AAFC champ Browns vs NFL champ Eagles, 1950
The Philadelphia Eagles were the dominant NFL champion two years in a row, compiling a record of 22-3-1 during that span. Stars of that team included second-year man Chuck Bednarik, who starred at center on offense and at linebacker on defense, star halfback Steve Van Buren and quarterback Tommy Thompson (not to be confused with the Browns linebacker with the same name).
Head coach Greasy Neale could perhaps be forgiven for being overconfident. Rick Reilly in Sports Illustrated quotes Neale as saying, “This is the best team ever put together. Who is there to beat us?”
Game one of the 1950 season would pit the NFL Champion Eagles against the AAFC Champion Browns. It really was a game between the two champions of the rival leagues, and for that reason sportswriters were calling it the “World Series of Pro Football.” Although most of the games were played on Sunday, this game was played on Saturday night in front of a huge crowd of 71,237 in Philadelphia.
The Browns did not simply beat the Eagles. Rick Reilly’s account, though written in 1991, mimics the style of 1950 and describes it as follows:
"“The Cleveland Nobodies, four-time champions of the laughed-at All-America Football Conference, roasted, braised and fricasseed the big, bad, two-time defending NFL champion Eagles in a game that needed to be a lot closer just to get filed as a blowout. Playing in their first-ever NFL game, the Browns outscouted, outcoached, outran, outblocked, outpassed and out-and-out humiliated the Eagles from just past the national anthem until just after the last shower trickle was turned off.” – Rick Reilly, Sports Illustrated 1991"

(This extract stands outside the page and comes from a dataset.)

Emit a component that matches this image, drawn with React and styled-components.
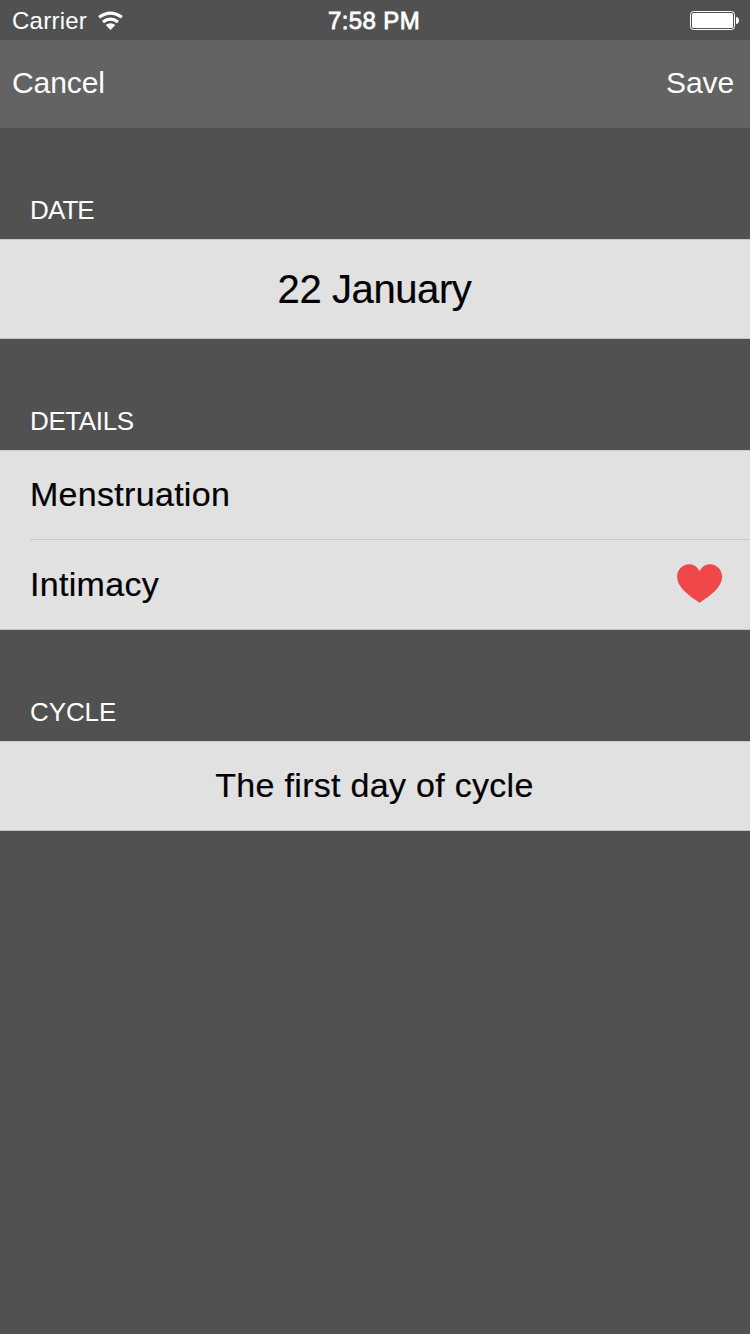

Otto Graham passed for 346 yards and three touchdowns against the defensively-minded Eagles. The Browns held Philly quarterback Tommy Thompson to 73 yards, completing only eight of 24 passes.
Graham’s first touchdown pass was to halfback Dub Jones, who caught the ball on the 25-yard line and scored a touchdown without being touched. In the second quarter, Graham connected with Dante Lavelli for a 26-yard touchdown. In the third quarter, Graham’s third touchdown pass went to Mac Speedie for 13 yards. In addition, the Browns ran all over the Eagles’ vaunted defense, with halfback Dub Jones rushing six times for 72 yards, and bruising fullback Marion Motley adding 48 yards on 11 carries.
The game was even more of a blowout than the 35-10 final score would indicate. Because of a clipping call, Don Phelps’ 64-yard punt return was wiped out. Even worse, tackle and placekicker Lou Groza was injured on the wasted play, and the Browns were unable to kick a field goal later when they had the opportunity for a 25-yard attempt. Also, the Browns did not hold onto the ball well enough, with Graham throwing two picks and the normally sure handed Motley putting the ball on the turf twice. Four errors of that magnitude normally would be enough to lose the football game. Had the Browns played an error-free game, the Eagles might have been totally buried.
The Eagles came in prepared for a nice game of checkers, only to find that the Browns were playing chess.
Unfortunately, there is not a lot of film available on that debut game. The first video linked, though short, is awesome because there are interviews with coach Paul Brown and Motley. Also appearing are quarterback Tommy Thompson of the Eagles and running-back-turned-commentator Bosh Pritchard. Pritchard candidly admits that his team was overconfident. Thompson defends coach Greasy Neale, but concedes he blundered by underestimating the Browns.
Neale continued to run his mouth, evidently not intelligent enough to realize when he was humiliated, with the excuse that the Browns passing game was not manly.
Nevertheless, Neale continued to get under Brown’s skin, so much so that in the return engagement in Cleveland, Brown decided to not pass the ball at all, in order to out-macho the mouthy Eagles coach. The Browns did have a pass or two called back on penalties, but in the box score the Browns had zero pass plays, and still won the defensive game 13-7. Truthfully the Browns offense was horrible without using the pass, but they were bailed out by the defense. They forced two turnovers, including a 30-yard pick-six by Warren Lahr in the first quarter, which you see right away on the second video.
It has nothing to do with the videos, but this fan cannot understand why Neale is in the Hall of Fame. Well, he did win two NFL Championships, I’ll grant that, but so did Detroit Lions head coach Buddy Parker, who had more wins as a coach and also was on a Lions championship squad as a player.